E tanto non senza aggiungere che proprio dalla risposta del 5 novembre 2008 si evince che il Comune stesso ha considerato espropriativo il vincolo per cui è lite, avendo in essa evidenziato che "le aree…..possono essere utilizzate esclusivamente dall’UNICAL per il completamento della struttura universitaria…..per cui occorre prevedere un indennizzo commisurato alla diminuzione del valore di scambio…".

La deduzione del Comune testé esaminata è dunque priva di pregio.

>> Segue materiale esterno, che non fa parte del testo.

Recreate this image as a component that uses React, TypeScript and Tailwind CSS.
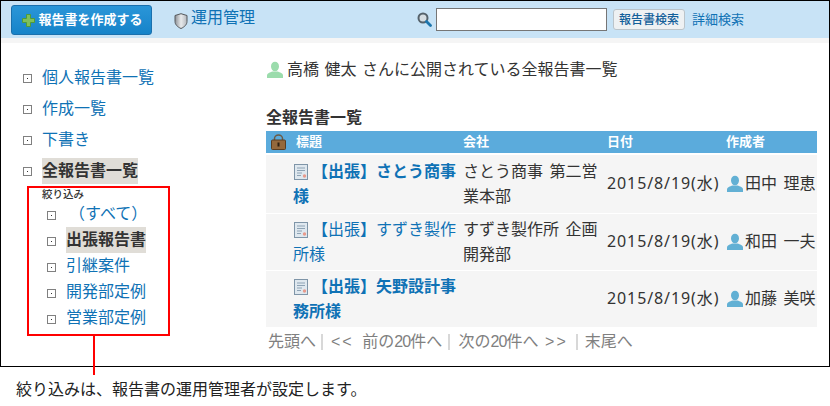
const jp = 'font-["Liberation_Sans","Noto_Sans_CJK_JP",sans-serif]';

const menu = [
  { label: '個人報告書一覧' },
  { label: '作成一覧' },
  { label: '下書き' },
  { label: '全報告書一覧', active: true },
];

const filters = [
  { label: '（すべて）', indent: true },
  { label: '出張報告書', active: true },
  { label: '引継案件' },
  { label: '開発部定例' },
  { label: '営業部定例' },
];

const rows = [
  { title: '【出張】さとう商事様', bold: true, company: 'さとう商事 第二営業本部', name: '田中 理恵', first: true },
  { title: '【出張】すずき製作所様', bold: false, company: 'すずき製作所 企画開発部', name: '和田 一夫' },
  { title: '【出張】矢野設計事務所様', bold: true, company: '', name: '加藤 美咲' },
];

function Bullet() {
  return (
    <span className="flex h-[9px] w-[9px] shrink-0 items-center justify-center border border-[#808080] bg-white">
      <span className="h-px w-px bg-[#333]" />
    </span>
  );
}

function Separator({ className }: { className: string }) {
  return <span className={`mt-[4px] h-[16px] w-[2px] bg-[#d8d8d8] ${className}`} />;
}

function Person({ color }: { color: string }) {
  return (
    <svg width="18" height="18" viewBox="0 0 18 18" className="shrink-0">
      <ellipse cx="9" cy="5.5" rx="4" ry="4.8" fill={color} />
      <path d="M1 17v-2.5c0-2.2 3-3.2 5.5-4h5c2.500.8 5.500 1.800 5.500 4V17z" fill={color} />
    </svg>
  );
}

function DocIcon() {
  return (
    <svg width="14" height="16" viewBox="0 0 14 16" className="ml-px mr-[4px] inline-block align-[-3px]">
      <rect x="0.5" y="0.5" width="13" height="15" fill="#dfe8ef" stroke="#7f95a8" />
      <path d="M3 4h8M3 6.500h8M3 9h5M3 11.500h4" stroke="#8ea3b5" />
      <circle cx="10.500" cy="12" r="1.700" fill="#e89a8c" />
    </svg>
  );
}

function Lock() {
  return (
    <svg width="15" height="16" viewBox="0 0 15 16">
      <path d="M3.500 7V4.500a4 3.500 0 0 1 8 0V7" fill="none" stroke="#6b5a45" strokeWidth="1.500" />
      <rect x="0.500" y="6" width="14" height="9.500" rx="1" fill="#94693c" stroke="#5a3e22" />
      <rect x="6.500" y="8.500" width="2" height="4" fill="#2f2010" />
    </svg>
  );
}

export default function App() {
  return (
    <div className={`relative h-[406px] w-[830px] overflow-hidden bg-white text-[#333] [word-spacing:2px] ${jp}`}>
      <div className="h-[367px] border border-black">
        <header className="flex h-[37px] items-center bg-[#c8e3f6] pl-[10px]">
          <button className="flex h-[30px] w-[141px] items-center justify-center gap-[3px] rounded-[3px] border border-[#1a70ad] bg-gradient-to-b from-[#2a96d8] to-[#1583c9] pl-[2px] text-[13px] font-bold text-white">
            <svg width="13" height="13" viewBox="0 0 13 13" className="mt-[2px]">
              <path d="M4.500.5h4v4h4v4h-4v4h-4v-4h-4v-4h4z" fill="#7ec05a" stroke="#4f9a3a" />
            </svg>
            報告書を作成する
          </button>
          <a className="ml-[22px] flex items-center gap-[3px] text-[16px] text-[#0f72b5]">
            <svg width="14" height="16" viewBox="0 0 14 16" className="mt-[3px]">
              <defs>
                <linearGradient id="shield" x1="0" x2="1" y1="0" y2="0">
                  <stop offset="0" stopColor="#8c9096" />
                  <stop offset="0.5" stopColor="#e8eaec" />
                  <stop offset="1" stopColor="#b4b8bd" />
                </linearGradient>
              </defs>
              <path d="M7 .7 13 2.500v6c0 3-2.500 5.500-6 7-3.500-1.500-6-4-6-7v-6z" fill="url(#shield)" stroke="#55585c" />
            </svg>
            <span className="mb-[3px]">運用管理</span>
          </a>
          <svg width="15" height="15" viewBox="0 0 15 15" className="ml-[162px] mr-[4px]">
            <circle cx="6" cy="6" r="4.500" fill="#d5dde2" stroke="#55626b" strokeWidth="2" />
            <path d="M9.500 9.500 13.500 13.500" stroke="#1d76ad" strokeWidth="2.800" strokeLinecap="round" />
          </svg>
          <div className="h-[23px] w-[171px] border border-[#767676] bg-white" />
          <button className="ml-[6px] h-[21px] w-[72px] rounded-[3px] border border-[#bbc4ca] bg-[#eef1f3] text-[12px] font-medium text-[#14609a]">
            報告書検索
          </button>
          <a className="ml-[7px] text-[13px] text-[#0f72b5]">詳細検索</a>
        </header>
        <div className="h-[5px] bg-[#f5f5f5]" />

        <div className="flex">
          <nav className="w-[265px] shrink-0 pt-[19px]">
            <ul className="pl-[22px]">
              {menu.map(item => (
                <li key={item.label} className="flex h-[31px] items-center gap-[10px] text-[16px]">
                  <span className="mt-[2px]"><Bullet /></span>
                  <span className={item.active ? 'bg-[#e0ddd7] py-[1px] font-bold text-[#333]' : 'text-[#0f72b5]'}>{item.label}</span>
                </li>
              ))}
            </ul>
            <div className="ml-[26px] h-[150px] w-[143px] border-2 border-[#f00]">
              <div className="pl-[13px] text-[10.500px] font-medium leading-[13px]">絞り込み</div>
              <ul className="pl-[18px]">
                {filters.map(item => (
                  <li key={item.label} className="flex h-[26px] items-center gap-[10px] text-[16px]">
                    <span className="mt-[2px]"><Bullet /></span>
                    <span className={item.active ? 'bg-[#e0ddd7] py-[1px] font-bold text-[#333]' : item.indent ? 'pl-[3px] text-[#0f72b5]' : 'text-[#0f72b5]'}>{item.label}</span>
                  </li>
                ))}
              </ul>
            </div>
          </nav>

          <main className="w-[551px] shrink-0">
            <div className="mt-[15px] flex items-center gap-[3px] text-[16px] leading-[24px] [word-spacing:1px]">
              <Person color="#9bdcac" />
              高橋 健太 さんに公開されている全報告書一覧
            </div>
            <h2 className="mb-[1px] mt-[24px] text-[16px] font-bold leading-[24px]">全報告書一覧</h2>
            <table className="w-[551px] table-fixed border-collapse">
              <thead>
                <tr className="h-[23px] bg-[#5babdc] text-left text-[13px] font-bold text-white">
                  <th className="w-[197px] p-0 font-bold">
                    <div className="flex items-center pl-[5px]"><Lock /><span className="ml-[10px]">標題</span></div>
                  </th>
                  <th className="w-[144px] p-0 font-bold">会社</th>
                  <th className="w-[119px] p-0 font-bold">日付</th>
                  <th className="p-0 font-bold">作成者</th>
                </tr>
              </thead>
              <tbody className="text-[16px] leading-[25px]">
                {rows.map(row => (
                  <tr key={row.name} className={`${row.first ? 'h-[59px] border-t-2' : 'h-[57px] border-t'} border-white bg-[#f5f5f5]`}>
                    <td className="py-0 pl-[27px] pr-0 align-middle">
                      <a className={`text-[#0f72b5] ${row.bold ? 'font-bold' : ''}`}>
                        <DocIcon />
                        {row.title}
                      </a>
                    </td>
                    <td className="p-0 align-middle">{row.company}</td>
                    <td className="p-0 align-middle font-['Noto_Sans','Noto_Sans_CJK_JP',sans-serif] tracking-[0.9px]">2015/8/19(水)</td>
                    <td className="p-0 align-middle">
                      <span className="flex items-center gap-[1px]"><Person color="#62b0d4" />{row.name}</span>
                    </td>
                  </tr>
                ))}
              </tbody>
            </table>
            <div className="mt-[3px] flex text-[16px] leading-[24px] text-[#808080]">
              <span className="ml-[2px]">先頭へ</span>
              <Separator className="ml-[5px] mr-[8px]" />
              <span><span className="tracking-[2px]">&lt;&lt;</span><span className="ml-[2px]"> 前の</span><span className="tracking-[-0.8px]">20</span>件へ</span>
              <Separator className="ml-[6px] mr-[8px]" />
              <span>次の<span className="tracking-[-0.8px]">20</span>件へ <span className="tracking-[2px]">&gt;&gt;</span></span>
              <Separator className="ml-[8px] mr-[7px]" />
              <span>末尾へ</span>
            </div>
          </main>
        </div>
      </div>

      <div className="absolute left-[93px] top-[336px] h-[39px] w-[2px] bg-[#f00]" />
      <p className="ml-[16px] mt-[11px] text-[16px] leading-[24px] text-[#222]">絞り込みは、報告書の運用管理者が設定します。</p>
    </div>
  );
}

Con la deduzione recante nell’atto d’appello il numero 5), la parte pubblica insiste sulla inconciliabilità, con conseguente inammissibilità sul piano processuale, tra la diffida rivolta al Comune per ottenere il rilascio del permesso di costruire sull’area interessata dal vincolo espropriativo scaduto e la richiesta di riqualificazione urbanistica su avanzata sul presupposto di tale decadenza.

Sull’argomento il collegio si è già, come visto, sostanzialmente pronunciato in precedenza e dunque sulla questione valgono le stesse argomentazioni sopra esposte.

Infine parte appellante deduce il difetto d’interesse di parte appellata ad ottenere la riqualificazione, posto che, per effetto dell’intervenuta decadenza del vincolo espropriativo, l’area interessata avrebbe di nuovo acquisito la preesistente destinazione agricola (E2), antecedente all’approvazione della variante che il vincolo espropriativo decaduto ha introdotto.

L’argomento è privo di pregio.

Per unanime ed assolutamente consolidato orientamento del giudice amministrativo, la decadenza del vincolo espropriativo per decorso del quinquennio di efficacia non equivale ad annullamento della previsione di piano in vigore e dunque le aree le aree divengono prive di disciplina urbanistica, salvo quanto previsto dall’art.4 ult. comma della legge n.10/1977 (ora art. 9 del T.U. n. 380/2001; c.d. zone bianche), fino all’adozione da parte del Comune, di nuove, specifiche prescrizioni.

L’appello deve in conclusione essere respinto.

Ricorrono giusti motivi per compensare le spese del giudizio.

P.Q.M.

Il Consiglio di Stato in sede giurisdizionale (Sezione Quarta),

definitivamente pronunciando sull’appello, come in epigrafe proposto, lo respinge.

Spese compensate.

Così deciso in Roma nella camera di consiglio del giorno 21 dicembre 2010 con l’intervento dei magistrati:

Paolo Numerico, Presidente

Armando Pozzi, Consigliere

Sandro Aureli, Consigliere, Estensore

Andrea Migliozzi, Consigliere

Dante D’Alessio, Consigliere
Testo non ufficiale. La sola stampa del bollettino ufficiale ha carattere legale.